= Hands On Learning Australia =

Non-profit organisation

Hands On Learning Australia is a not-for-profit organisation listed as a Harm Prevention Charity by the Australian Government. The charity was assisted to come into being by Social Ventures Australia and became an Australian company in 2008 with a board of directors providing governance and oversight. The charity was formed to expand the implementation of a secondary school reengagement program started some nine years previously by high school teacher Russell Kerr, at Frankston high school. The organisation has gained the patronage of Her Excellency Ms Quentin Bryce AC, Governor-General of the Commonwealth of Australia. From 1 April 2017 Hands On Learning Australia merged with Save the Children Australia.

==The Hands On Learning program==
Hands On Learning (HOL) provides an alternative learning framework for disengaged students to reconnect with school and community. Students come out of normal classes one day per week to join a small team formed of Years 5 to 10 students to work on creative construction projects around their school and in their local community. The students remain part of their normal school program the other four days of the week. Participation is voluntary and long term — students can remain in the program from several weeks to several years, depending upon their needs.

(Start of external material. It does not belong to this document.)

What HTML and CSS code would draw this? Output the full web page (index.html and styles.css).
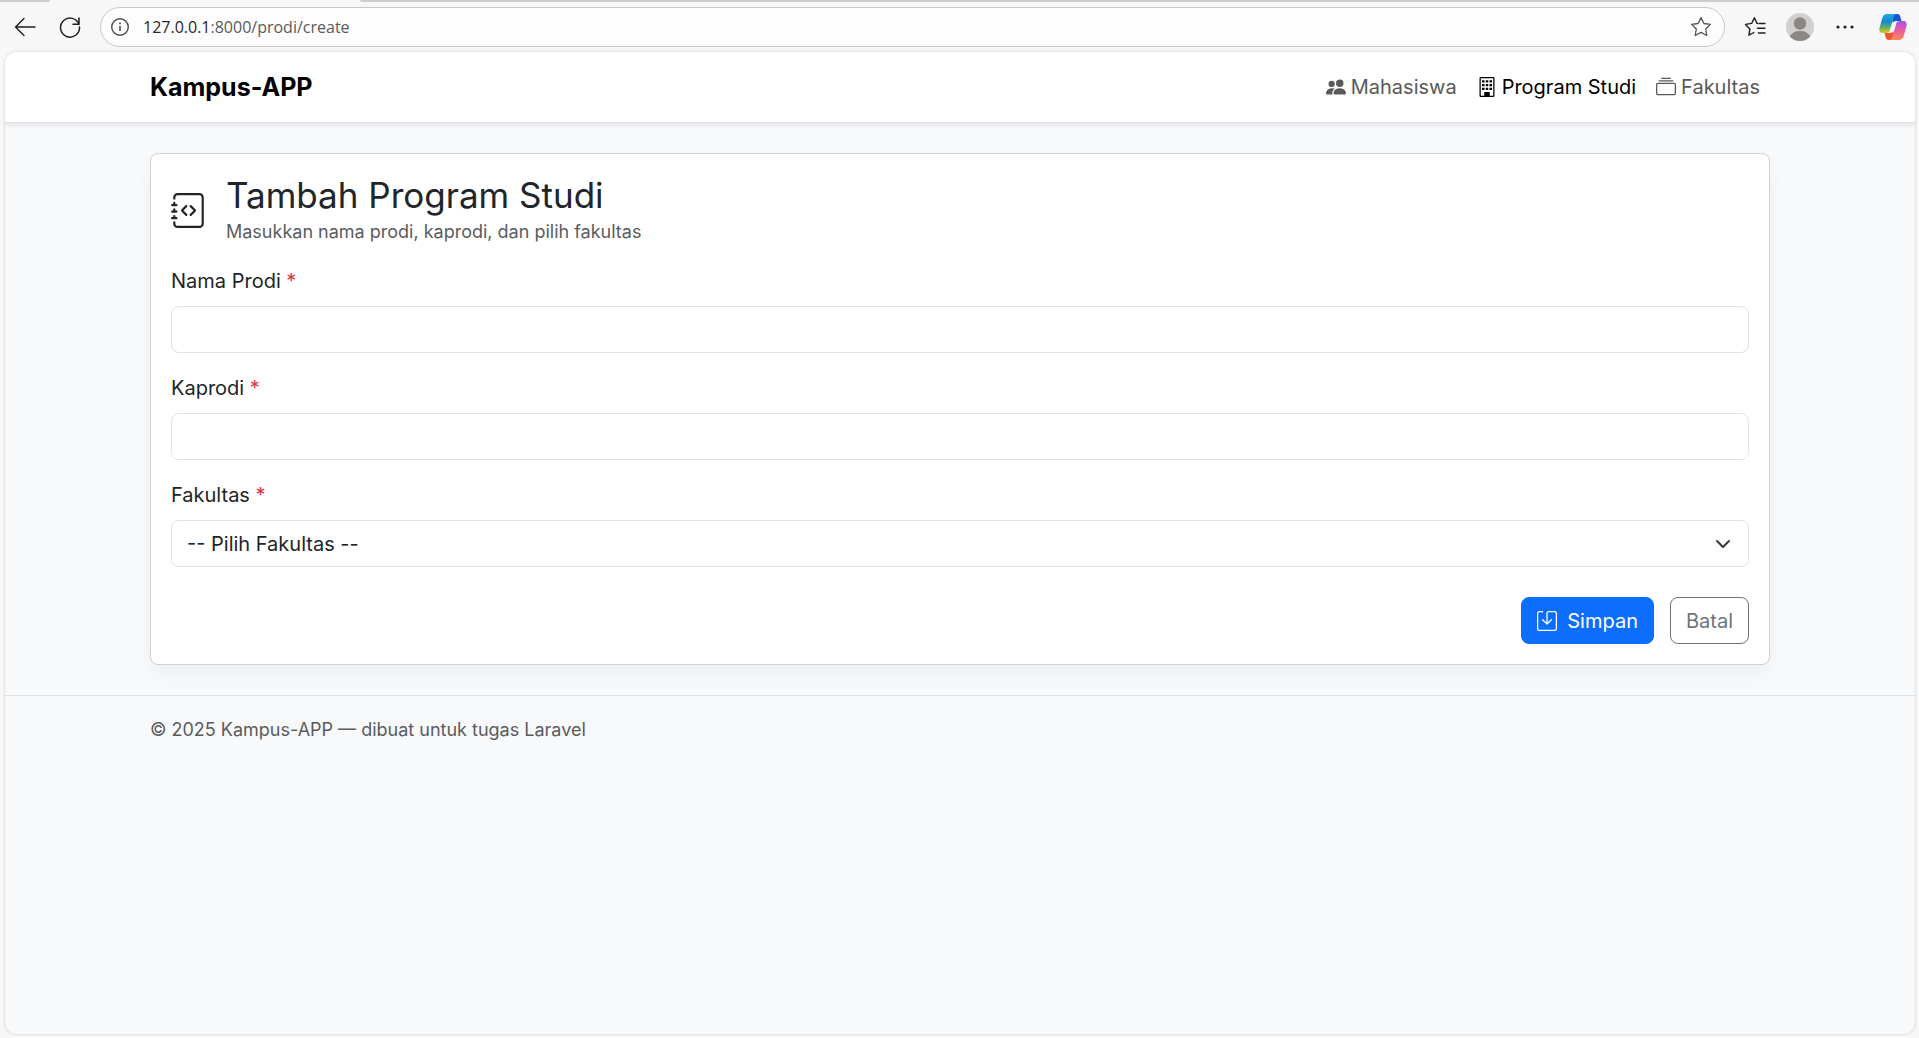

HOL was reviewed by the University of Melbourne and identified as an example of effective strategies for increasing school completion. The program was also considered by Monash University as a way of improving educational outcomes. The program has featured in newspaper and radio broadcasts in Melbourne media, is acknowledged by the Dusseldorp Skills Forum, and endorsed as a strategy to be implemented by schools in the Gippsland region as part of their Youth Commitment to help increase retention rates.

Straw bale hut and pizza oven constructed by HOL students

One of the first projects a HOL program engages in is the construction of a HOL hut. This original straw bale hut continues to operate as the operational centre of HOL at Frankston High School.

===Principles===
HOL operates on three broad principles for dealing with students at risk of leaving school prematurely; Target them early and long-term; Work outside the square; Don't just talk, do!. The following summaries are extracted from a presentation given at a Department of Education and Early Childhood Development conference in 2008 unless otherwise indicated.

====Target them early and long-term====
HOL involves students in the middle years (Years 5 - 10) as a preventative measure. It operates on the assumption that if students have become fully disengaged they will either exit prematurely, or remain disaffected and derive minimal benefit from their time there. Thus the program attempts to identify and recruit disengaging students before negative attitudes and behaviours become entrenched. Students are reported to remain, on average, two years in the program on a voluntary basis.

====Work outside the square====
This phrase refers to the fact that students come out of their normal classes one day per week as a 'release valve' into a small group of students with two adults — a teacher:student ratio of 2:10. These small groups are intended to provide an opportunity for students to form strong relationships and an alternate peer group, providing a sense of belonging.

====Don't just talk, do!====
HOL assumes that many of their target cohort of students will feel uncomfortable or stigmatised in seeking out student welfare personnel, or lack either the capacity or disposition to explore their issues verbally. In giving these students practical, inherently purposeful tasks to take part in, it is believed that they will be able to form supportive relationships that will help build a sense of wellbeing without necessarily engaging in discussion about issues they may be facing.

===Community projects===
The HOL program has been involved in numerous community based projects since its inception. Examples include the construction of board walks, foot bridges, renovation of community buildings, repairs to public park infrastructure etc.

===HOL LiNK===
In 2008 the HOL model was used as the basis for a pilot Literacy and Numeracy Knowledge program called HOL LiNK. The HOL LiNK program was an extension to an existing HOL program at Carrum Downs Secondary College. Somewhat unusually, the HOL LiNK program was expressly implemented as a non-remedial setting, working instead to help students avail themselves of incidental learning opportunities and to improve their strategies for coping in traditional classrooms.

===HOL SaFE===
In 2009 Hands On Learning Australia entered into a pilot partnership with Berry Street and Anglicare Victoria to form a School and Family Engagement project (HOL SaFE) at two Victorian Government Secondary Colleges. The HOL SaFE project consisted of bringing a Youth & Family Worker from the partnering agency into a HOL program within a school. By working directly with disadvantaged students within the context of HOL, the Youth & Family Worker could form much stronger relationships over a longer period of time, thereby enhancing their capacity to engage and work with the students' families.

===HOLmes===
A third extension to the basic Hands On Learning program was piloted in 2009 utilising Medicare funding to enable a psychologist or social worker to join the HOL team to provide mental and emotional support (hence HOLmes) to those disaffected students who were eligible for a Mental Health Plan.